Como era de esperar, la inhabilitación de Marine Le Pen, de resultas de su condena, por parte de un tribunal de París, por desvío de fondos públicos del Parlamento Europeo, ha desatado en Francia una conmoción política.
La líder de la ultraderecha francesa se ha apresurado a tachar la sentencia de "decisión política".
Sus partidarios, que han convocado una movilización de protesta para este domingo, se han servido de la coartada de la persecución judicial, tan habitual entre los populismos de uno y otro signo.
Es muy sintomático en este sentido que el candidato de la extrema izquierda, Jean-Luc Mélenchon, se haya solidarizado con Le Pen alegando que inhabilitar a un político es algo que sólo puede hacer "el pueblo" y nunca un juez. Un dislate que contraviene el principio nuclear de la democracia liberal, el de que nadie está por encima de la ley. Incluidos los representantes políticos, por mucho refrendo popular del que gocen.
Sus acólitos esgrimen la condición de favorita de Le Pen para ganar las próximas presidenciales como móvil de la decisión judicial, que sería el último recurso del establishment para impedir la llegada de Reagrupación Nacional a la Presidencia de la República francesa.
Pero lo cierto es que se trata del resultado de un proceso con todas las garantías y que ha dictaminado que Le Pen desvió fondos públicos del Parlamento Europeo. Por mucho que no hubiera enriquecimiento personal, sí se ha probado una malversación que procuró a su formación un rédito partidista. Porque RN utilizó dinero público para pagar como "asistentes parlamentarios" a empleados del partido.
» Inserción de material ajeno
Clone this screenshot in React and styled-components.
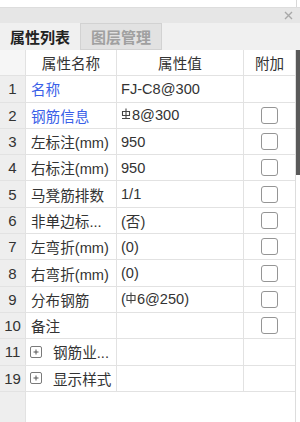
import React from "react"
import styled, { createGlobalStyle } from "styled-components"

const GlobalStyle = createGlobalStyle`
html, body {
  margin: 0;
  padding: 0;
  background: #ffffff;
}
body {
  font-family: "Liberation Sans", "Noto Sans CJK SC", sans-serif;
  color: #333333;
}
`

const Page = styled.div`
width: 300px;
height: 422px;
overflow: hidden;
display: flex;
flex-direction: column;
background: #ffffff;
`
const TopStrip = styled.div`
height: 7px;
border-bottom: 1px solid #dddddd;
display: flex;
justify-content: flex-end;
`
const TopEdge = styled.div`
width: 3px;
border-left: 1px solid #d8d8d8;
`
const TitleBar = styled.div`
height: 15px;
background: #e6e6e6;
display: flex;
align-items: center;
justify-content: flex-end;
padding-right: 7px;
`
const Tabs = styled.div`
height: 27px;
background: #f0f0f0;
display: flex;
`
const Tab = styled.div`
width: ${p => p.$w}px;
box-sizing: border-box;
display: flex;
align-items: center;
justify-content: center;
font-family: "Noto Sans CJK SC", sans-serif;
font-size: 15px;
font-weight: bold;
color: ${p => (p.$active ? "#222222" : "#a0a0a0")};
background: ${p => (p.$active ? "#f0f0f0" : "#e2e2e2")};
border: ${p => (p.$active ? "none" : "1px solid #d2d2d2")};
`
const Body = styled.div`
flex: 1;
display: flex;
min-height: 0;
`
const Table = styled.div`
width: 295px;
border-right: 1px solid #dddddd;
display: flex;
flex-direction: column;
`
const Row = styled.div`
display: grid;
grid-template-columns: 26px 91px 127px 51px;
height: 26.3px;
box-sizing: border-box;
border-bottom: 1px solid #e2e2e2;
`
const Cell = styled.div`
box-sizing: border-box;
border-right: 1px solid #e2e2e2;
display: flex;
align-items: center;
justify-content: ${p => (p.$center ? "center" : "flex-start")};
padding-left: ${p => (p.$center ? 0 : p.$pad || 5)}px;
font-size: 14.6px;
white-space: nowrap;
overflow: hidden;
color: ${p => (p.$blue ? "#3a5fe8" : "#333333")};
&:last-child {
  border-right: none;
}
`
const NumCell = styled(Cell)`
justify-content: center;
padding-left: 0;
font-size: 15px;
color: #333333;
background: ${p => (p.$head ? "#f6f6f6" : "#eeeeee")};
`
const Filler = styled.div`
flex: 1;
display: flex;
`
const FillerNum = styled.div`
width: 26px;
box-sizing: border-box;
background: #eeeeee;
border-right: 1px solid #e2e2e2;
`
const Check = styled.div`
width: 17px;
height: 17px;
box-sizing: border-box;
border: 1px solid #959595;
border-radius: 3px;
background: #ffffff;
`
const PlusBox = styled.div`
width: 12px;
height: 12px;
box-sizing: border-box;
border: 1px solid #7a7a7a;
border-radius: 2px;
display: flex;
align-items: center;
justify-content: center;
margin-right: 11px;
margin-left: -1px;
`
const Scroll = styled.div`
width: 4px;
display: flex;
flex-direction: column;
`
const Thumb = styled.div`
height: 125px;
background: #5a5a5a;
`

const CloseIcon = () => (
  <svg width="9" height="9" viewBox="0 0 9 9">
    <path d="M1 1L8 8M8 1L1 8" stroke="#a8a8a8" strokeWidth="1.4" />
  </svg>
)

const PlusIcon = () => (
  <svg width="8" height="8" viewBox="0 0 8 8">
    <path d="M4 1.5V6.5M1.5 4H6.5" stroke="#555" strokeWidth="1" />
  </svg>
)

// HRB400 rebar symbol
const Grade3 = () => (
  <svg width="10" height="12" viewBox="0 0 10 12" style={{ marginRight: 1, marginBottom: 3 }}>
    <path d="M5 0.5V10.5M1.5 3.5H8.5V7.5H1.5ZM1 10.5H9" stroke="#444" strokeWidth="1.1" fill="none" />
  </svg>
)

// HPB300 rebar symbol
const Grade1 = () => (
  <svg width="10" height="12" viewBox="0 0 10 12" style={{ marginRight: 1, marginBottom: 2 }}>
    <path d="M5 0.5V11.5M1 3.5H9V8.5H1Z" stroke="#444" strokeWidth="1.1" fill="none" />
  </svg>
)

const rows = [
  { n: "1", name: "名称", value: "FJ-C8@300", blue: true },
  { n: "2", name: "钢筋信息", value: <><Grade3 />8@300</>, blue: true, check: true },
  { n: "3", name: "左标注(mm)", value: "950", check: true },
  { n: "4", name: "右标注(mm)", value: "950", check: true },
  { n: "5", name: "马凳筋排数", value: "1/1", check: true },
  { n: "6", name: "非单边标...", value: "(否)", check: true },
  { n: "7", name: "左弯折(mm)", value: "(0)", check: true },
  { n: "8", name: "右弯折(mm)", value: "(0)", check: true },
  { n: "9", name: "分布钢筋", value: <>(<Grade1 />6@250)</>, check: true },
  { n: "10", name: "备注", value: "", check: true },
  { n: "11", name: "钢筋业...", value: "", group: true },
  { n: "19", name: "显示样式", value: "", group: true },
]

export default function App() {
  return (
    <Page>
      <GlobalStyle />
      <TopStrip><TopEdge /></TopStrip>
      <TitleBar><CloseIcon /></TitleBar>
      <Tabs>
        <Tab $active $w={80}>属性列表</Tab>
        <Tab $w={82}>图层管理</Tab>
      </Tabs>
      <Body>
        <Table>
          <Row>
            <NumCell $head />
            <Cell $center>属性名称</Cell>
            <Cell $center>属性值</Cell>
            <Cell $center>附加</Cell>
          </Row>
          {rows.map(r => (
            <Row key={r.n}>
              <NumCell>{r.n}</NumCell>
              <Cell $blue={r.blue}>
                {r.group && <PlusBox><PlusIcon /></PlusBox>}
                {r.name}
              </Cell>
              <Cell $pad={4}>{r.value}</Cell>
              <Cell $center>{r.check && <Check />}</Cell>
            </Row>
          ))}
          <Filler>
            <FillerNum />
          </Filler>
        </Table>
        <Scroll><Thumb /></Scroll>
      </Body>
    </Page>
  )
}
Además, el hecho de que el Tribunal de Apelación de París haya comunicado que priorizará el recurso que presente Le Pen para fallarlo "en verano de 2026" habla en contra de la hipótesis de una conjura político-judicial para sacar a la candidata ultraderechista de la carrera presidencial. Como también lo hace el hecho de que la propia Le Pen exigiera, antes de verse en esta tesitura, que los cargos públicos condenados por corrupción fueran sentenciados a ser inelegibles de por vida.
Si el veredicto resulta favorable, Le Pen podría concurrir sin problema a las elecciones de 2027. Y, en cualquier caso, se resuelva o no a su favor su recurso, podrá hacerlo su partido, con otro candidato. Lo que, a la vista de la popularidad de su delfín Jordan Bardella (superior incluso a la de ella), no parece que fuera a redundar en detrimento de las posibilidades electorales de RN.
Al contrario, muchos en Francia auguran que la sentencia será explotada políticamente para ratificar la narrativa de una operación de interferencia en el proceso democrático cuyo objetivo es el de impedir la victoria de una líder incómoda.
El recuerdo de la condena judicial a Trump, que lejos de estigmatizarlo lo reforzó a ojos de sus bases, parece ser lo que ha inspirado entre los rivales de Le Pen una inquietud ante los efectos que pueda provocar la inhabilitación, lo que explicaría la tibieza con la que han reaccionado a la sentencia.
Le Pen reedita así el manual populista de otros líderes ultraderechistas que, como Trump en Estados Unidos, Jair Bolsonaro en Brasil o Calin Georgescu en Rumanía, han disfrazado su desprecio por la legalidad declarándose víctimas de un sabotaje institucional de la voluntad popular.
El hecho de que se trate de un discurso idéntico al del lawfare introducido por la izquierda latinoamericana (y replicado ahora por la española) sólo prueba que, aun con planteamientos ideológicos antitéticos, todos los populismos son el mismo.